Let $f: E \to \overline \R$ be a nonnegative $\Sigma$-measurable function on $E \in \Sigma$.

Let us define:

$\map {f^+} x := \max \set {x, 0}$

$\map {f^-} x := -\min \set {x, 0}$

Then $f^+$ and $f^-$ are positive measurable functions.

Let both $\map {f^+} x$ and $\map {f^-} x$ have finite Lebesgue integrals on $E$.

Then $f$ is Lebesgue integrable on $E$ and we define:

$\ds \int_E f \rd \mu = \int_E f^+ \rd \mu - \int_E f^- \rd \mu$.

Notation

The Lebesgue integral is frequently abbreviated as $\ds \int_E \phi$ or just $\ds \int \phi$.

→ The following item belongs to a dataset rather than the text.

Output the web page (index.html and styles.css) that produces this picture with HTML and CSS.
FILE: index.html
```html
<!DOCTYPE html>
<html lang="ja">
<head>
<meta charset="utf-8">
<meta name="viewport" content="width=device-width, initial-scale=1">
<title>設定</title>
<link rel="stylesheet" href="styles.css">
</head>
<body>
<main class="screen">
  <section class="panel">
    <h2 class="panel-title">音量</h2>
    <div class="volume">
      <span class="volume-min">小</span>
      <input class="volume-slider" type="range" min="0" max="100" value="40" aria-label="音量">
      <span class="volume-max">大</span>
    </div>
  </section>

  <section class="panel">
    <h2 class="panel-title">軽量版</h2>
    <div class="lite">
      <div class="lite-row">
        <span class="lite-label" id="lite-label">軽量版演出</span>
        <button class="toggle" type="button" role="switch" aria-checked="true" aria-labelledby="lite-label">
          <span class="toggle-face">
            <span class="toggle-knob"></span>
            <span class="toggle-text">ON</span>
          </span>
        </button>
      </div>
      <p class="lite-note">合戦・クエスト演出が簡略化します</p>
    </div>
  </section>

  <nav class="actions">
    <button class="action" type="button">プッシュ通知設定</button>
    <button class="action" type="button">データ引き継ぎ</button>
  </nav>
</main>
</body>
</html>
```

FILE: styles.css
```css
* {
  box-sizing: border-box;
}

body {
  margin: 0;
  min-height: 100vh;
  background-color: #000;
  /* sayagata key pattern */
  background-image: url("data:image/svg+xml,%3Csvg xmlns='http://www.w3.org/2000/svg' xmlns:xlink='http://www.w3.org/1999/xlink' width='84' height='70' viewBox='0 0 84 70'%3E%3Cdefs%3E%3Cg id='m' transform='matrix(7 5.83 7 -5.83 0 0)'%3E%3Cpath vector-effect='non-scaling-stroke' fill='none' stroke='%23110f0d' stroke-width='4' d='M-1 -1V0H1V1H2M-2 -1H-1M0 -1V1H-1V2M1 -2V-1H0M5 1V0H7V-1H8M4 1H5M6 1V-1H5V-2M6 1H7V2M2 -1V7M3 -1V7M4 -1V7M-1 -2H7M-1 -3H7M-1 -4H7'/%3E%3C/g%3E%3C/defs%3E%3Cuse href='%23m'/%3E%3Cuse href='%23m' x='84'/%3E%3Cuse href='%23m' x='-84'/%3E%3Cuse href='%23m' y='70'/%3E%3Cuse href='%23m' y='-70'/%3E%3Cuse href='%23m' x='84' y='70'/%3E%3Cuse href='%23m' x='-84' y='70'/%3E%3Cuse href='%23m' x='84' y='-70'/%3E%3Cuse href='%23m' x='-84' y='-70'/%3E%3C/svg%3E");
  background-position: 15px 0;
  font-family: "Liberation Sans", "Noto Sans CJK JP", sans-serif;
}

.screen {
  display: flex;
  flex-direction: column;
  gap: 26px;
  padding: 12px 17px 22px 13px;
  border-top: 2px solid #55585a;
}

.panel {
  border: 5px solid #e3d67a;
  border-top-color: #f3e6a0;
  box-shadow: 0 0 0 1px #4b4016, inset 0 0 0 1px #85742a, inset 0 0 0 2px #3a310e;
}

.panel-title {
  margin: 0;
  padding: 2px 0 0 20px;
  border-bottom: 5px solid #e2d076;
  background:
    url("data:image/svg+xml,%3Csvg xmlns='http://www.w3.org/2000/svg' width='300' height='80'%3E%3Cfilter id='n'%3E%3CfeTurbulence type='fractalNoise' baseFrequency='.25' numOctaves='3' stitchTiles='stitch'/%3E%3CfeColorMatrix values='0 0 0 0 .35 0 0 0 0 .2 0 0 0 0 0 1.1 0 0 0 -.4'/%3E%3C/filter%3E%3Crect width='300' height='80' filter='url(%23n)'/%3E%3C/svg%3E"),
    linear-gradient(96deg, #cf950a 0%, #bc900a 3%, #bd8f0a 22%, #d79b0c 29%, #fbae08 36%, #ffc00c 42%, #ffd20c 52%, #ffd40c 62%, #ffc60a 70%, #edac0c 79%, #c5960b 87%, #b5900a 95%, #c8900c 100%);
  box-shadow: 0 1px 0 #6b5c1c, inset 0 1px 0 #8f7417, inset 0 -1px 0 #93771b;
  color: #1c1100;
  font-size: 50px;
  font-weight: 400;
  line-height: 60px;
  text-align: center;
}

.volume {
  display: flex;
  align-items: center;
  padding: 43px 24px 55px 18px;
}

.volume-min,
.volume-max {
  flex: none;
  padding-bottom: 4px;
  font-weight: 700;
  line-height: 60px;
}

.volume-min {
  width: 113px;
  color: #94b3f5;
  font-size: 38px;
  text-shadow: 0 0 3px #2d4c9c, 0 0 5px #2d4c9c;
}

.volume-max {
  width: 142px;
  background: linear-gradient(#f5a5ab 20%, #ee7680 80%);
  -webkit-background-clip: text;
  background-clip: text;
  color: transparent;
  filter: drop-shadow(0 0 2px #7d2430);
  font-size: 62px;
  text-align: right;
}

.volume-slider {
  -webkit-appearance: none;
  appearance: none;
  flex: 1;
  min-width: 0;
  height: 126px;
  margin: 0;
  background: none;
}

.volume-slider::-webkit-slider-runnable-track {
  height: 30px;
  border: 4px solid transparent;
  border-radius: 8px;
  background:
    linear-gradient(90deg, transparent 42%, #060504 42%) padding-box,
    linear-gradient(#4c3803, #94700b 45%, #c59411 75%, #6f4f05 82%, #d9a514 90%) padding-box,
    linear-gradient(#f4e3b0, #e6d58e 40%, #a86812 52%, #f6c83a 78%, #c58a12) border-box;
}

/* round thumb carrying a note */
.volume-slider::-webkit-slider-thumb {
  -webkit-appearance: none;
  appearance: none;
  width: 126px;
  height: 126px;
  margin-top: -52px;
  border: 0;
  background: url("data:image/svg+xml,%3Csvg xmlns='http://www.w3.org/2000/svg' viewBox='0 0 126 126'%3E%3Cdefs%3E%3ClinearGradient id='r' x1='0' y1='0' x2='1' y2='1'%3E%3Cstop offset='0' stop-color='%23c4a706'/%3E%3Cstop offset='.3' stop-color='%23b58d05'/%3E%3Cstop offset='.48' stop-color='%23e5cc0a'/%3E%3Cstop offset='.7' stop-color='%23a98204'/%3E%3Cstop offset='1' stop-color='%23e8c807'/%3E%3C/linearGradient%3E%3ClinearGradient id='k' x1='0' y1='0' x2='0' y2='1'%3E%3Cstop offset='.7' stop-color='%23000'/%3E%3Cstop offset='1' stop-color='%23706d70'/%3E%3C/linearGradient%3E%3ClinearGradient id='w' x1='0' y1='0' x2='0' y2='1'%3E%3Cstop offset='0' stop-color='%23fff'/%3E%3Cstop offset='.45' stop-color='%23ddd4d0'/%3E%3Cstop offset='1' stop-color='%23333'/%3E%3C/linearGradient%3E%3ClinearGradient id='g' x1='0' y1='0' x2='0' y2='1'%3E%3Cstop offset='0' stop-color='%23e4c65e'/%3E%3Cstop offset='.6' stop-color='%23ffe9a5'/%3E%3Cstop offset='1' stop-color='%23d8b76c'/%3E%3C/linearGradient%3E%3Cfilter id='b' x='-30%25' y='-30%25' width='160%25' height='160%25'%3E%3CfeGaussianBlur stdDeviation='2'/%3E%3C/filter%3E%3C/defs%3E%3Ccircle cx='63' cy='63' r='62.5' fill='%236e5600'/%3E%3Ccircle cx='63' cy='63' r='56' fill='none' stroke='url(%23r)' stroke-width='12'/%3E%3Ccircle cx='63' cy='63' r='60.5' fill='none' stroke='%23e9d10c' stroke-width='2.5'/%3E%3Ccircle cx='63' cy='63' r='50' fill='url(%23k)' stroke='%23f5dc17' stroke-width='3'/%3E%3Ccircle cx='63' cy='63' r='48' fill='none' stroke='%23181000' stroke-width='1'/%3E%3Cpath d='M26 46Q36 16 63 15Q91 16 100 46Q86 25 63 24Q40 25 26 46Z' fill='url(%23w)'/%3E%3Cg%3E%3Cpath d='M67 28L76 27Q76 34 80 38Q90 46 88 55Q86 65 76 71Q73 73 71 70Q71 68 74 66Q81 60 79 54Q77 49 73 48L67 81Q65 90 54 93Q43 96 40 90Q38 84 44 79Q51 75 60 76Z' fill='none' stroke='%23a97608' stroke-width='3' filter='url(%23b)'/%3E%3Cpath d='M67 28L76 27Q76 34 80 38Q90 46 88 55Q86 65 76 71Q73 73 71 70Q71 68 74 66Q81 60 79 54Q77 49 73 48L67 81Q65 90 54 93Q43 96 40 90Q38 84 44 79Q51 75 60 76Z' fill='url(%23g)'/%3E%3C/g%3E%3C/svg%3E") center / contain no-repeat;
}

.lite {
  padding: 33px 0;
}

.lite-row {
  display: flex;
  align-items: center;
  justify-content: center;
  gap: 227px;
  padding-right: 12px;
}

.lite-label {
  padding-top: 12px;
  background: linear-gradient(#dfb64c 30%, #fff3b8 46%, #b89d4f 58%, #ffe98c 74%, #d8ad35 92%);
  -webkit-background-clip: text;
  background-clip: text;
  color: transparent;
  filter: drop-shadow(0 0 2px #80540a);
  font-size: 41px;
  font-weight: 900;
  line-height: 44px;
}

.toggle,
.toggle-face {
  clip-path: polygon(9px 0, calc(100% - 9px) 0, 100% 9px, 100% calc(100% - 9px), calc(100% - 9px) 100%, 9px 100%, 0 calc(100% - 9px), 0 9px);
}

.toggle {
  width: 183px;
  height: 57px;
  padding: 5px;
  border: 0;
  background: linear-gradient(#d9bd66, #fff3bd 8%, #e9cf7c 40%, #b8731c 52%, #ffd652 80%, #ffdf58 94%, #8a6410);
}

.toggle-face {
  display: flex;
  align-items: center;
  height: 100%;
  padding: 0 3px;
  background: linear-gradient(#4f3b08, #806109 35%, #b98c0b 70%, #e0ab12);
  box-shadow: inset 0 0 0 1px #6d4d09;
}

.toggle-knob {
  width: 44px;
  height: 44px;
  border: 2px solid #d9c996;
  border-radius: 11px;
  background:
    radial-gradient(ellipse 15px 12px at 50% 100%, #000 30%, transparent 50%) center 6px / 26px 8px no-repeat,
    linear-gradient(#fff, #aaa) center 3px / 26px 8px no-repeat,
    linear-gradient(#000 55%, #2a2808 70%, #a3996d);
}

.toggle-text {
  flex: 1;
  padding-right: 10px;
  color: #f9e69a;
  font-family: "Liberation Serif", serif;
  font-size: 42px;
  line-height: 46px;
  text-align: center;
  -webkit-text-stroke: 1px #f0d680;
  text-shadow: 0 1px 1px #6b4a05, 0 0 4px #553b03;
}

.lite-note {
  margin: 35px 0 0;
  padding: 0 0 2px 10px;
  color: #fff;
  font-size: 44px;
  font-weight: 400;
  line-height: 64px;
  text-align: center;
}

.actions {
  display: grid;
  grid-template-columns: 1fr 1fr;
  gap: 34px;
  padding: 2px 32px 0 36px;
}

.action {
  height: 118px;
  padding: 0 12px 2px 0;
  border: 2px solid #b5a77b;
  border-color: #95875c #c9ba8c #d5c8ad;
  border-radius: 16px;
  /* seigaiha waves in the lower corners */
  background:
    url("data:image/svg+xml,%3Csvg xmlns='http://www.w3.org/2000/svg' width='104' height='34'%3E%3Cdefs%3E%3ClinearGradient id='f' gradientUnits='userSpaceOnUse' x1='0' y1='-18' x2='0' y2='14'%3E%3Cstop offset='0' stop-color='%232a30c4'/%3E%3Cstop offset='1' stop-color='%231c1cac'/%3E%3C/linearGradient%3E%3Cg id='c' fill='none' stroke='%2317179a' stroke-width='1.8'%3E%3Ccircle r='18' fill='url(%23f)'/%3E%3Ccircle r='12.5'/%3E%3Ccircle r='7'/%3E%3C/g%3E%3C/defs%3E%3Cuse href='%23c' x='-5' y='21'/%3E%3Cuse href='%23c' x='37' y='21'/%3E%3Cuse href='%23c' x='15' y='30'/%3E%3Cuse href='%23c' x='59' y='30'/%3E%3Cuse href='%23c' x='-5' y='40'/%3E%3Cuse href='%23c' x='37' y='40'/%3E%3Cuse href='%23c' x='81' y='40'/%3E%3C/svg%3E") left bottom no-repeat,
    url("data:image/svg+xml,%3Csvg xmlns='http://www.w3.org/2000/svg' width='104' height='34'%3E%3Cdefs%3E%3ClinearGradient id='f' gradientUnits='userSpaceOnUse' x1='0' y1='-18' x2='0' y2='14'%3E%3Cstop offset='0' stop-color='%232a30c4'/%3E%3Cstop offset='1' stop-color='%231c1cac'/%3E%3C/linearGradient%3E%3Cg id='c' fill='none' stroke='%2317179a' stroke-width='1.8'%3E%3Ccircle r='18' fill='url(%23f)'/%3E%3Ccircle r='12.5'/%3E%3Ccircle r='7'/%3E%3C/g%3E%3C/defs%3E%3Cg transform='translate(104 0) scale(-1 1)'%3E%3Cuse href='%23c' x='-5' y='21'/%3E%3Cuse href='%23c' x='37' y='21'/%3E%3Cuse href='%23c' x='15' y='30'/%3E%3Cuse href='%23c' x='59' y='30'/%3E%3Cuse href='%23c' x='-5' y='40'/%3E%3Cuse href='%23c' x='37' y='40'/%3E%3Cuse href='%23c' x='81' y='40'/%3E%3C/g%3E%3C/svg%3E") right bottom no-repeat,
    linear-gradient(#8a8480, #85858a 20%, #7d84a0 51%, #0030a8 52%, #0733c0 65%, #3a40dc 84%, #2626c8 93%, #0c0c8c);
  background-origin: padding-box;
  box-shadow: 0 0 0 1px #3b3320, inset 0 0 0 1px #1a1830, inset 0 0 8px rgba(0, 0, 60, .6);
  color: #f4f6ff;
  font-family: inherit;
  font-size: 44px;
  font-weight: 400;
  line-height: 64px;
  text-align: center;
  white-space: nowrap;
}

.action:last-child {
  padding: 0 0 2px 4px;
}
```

If $E$ is the closed interval $\closedint a b$, we frequently write:

$\ds \int_a^b f = \int_E f$

Historically, the notations $\ds \int \map f x \rd x$ and $\ds \int f \rd x$ are used for the Lebesgue integral in place of the formally correct $\ds \int f \rd \lambda^n$.

Also see

• Definition:Integral of Measure-Integrable Function, of which the Lebesgue integral is an instance.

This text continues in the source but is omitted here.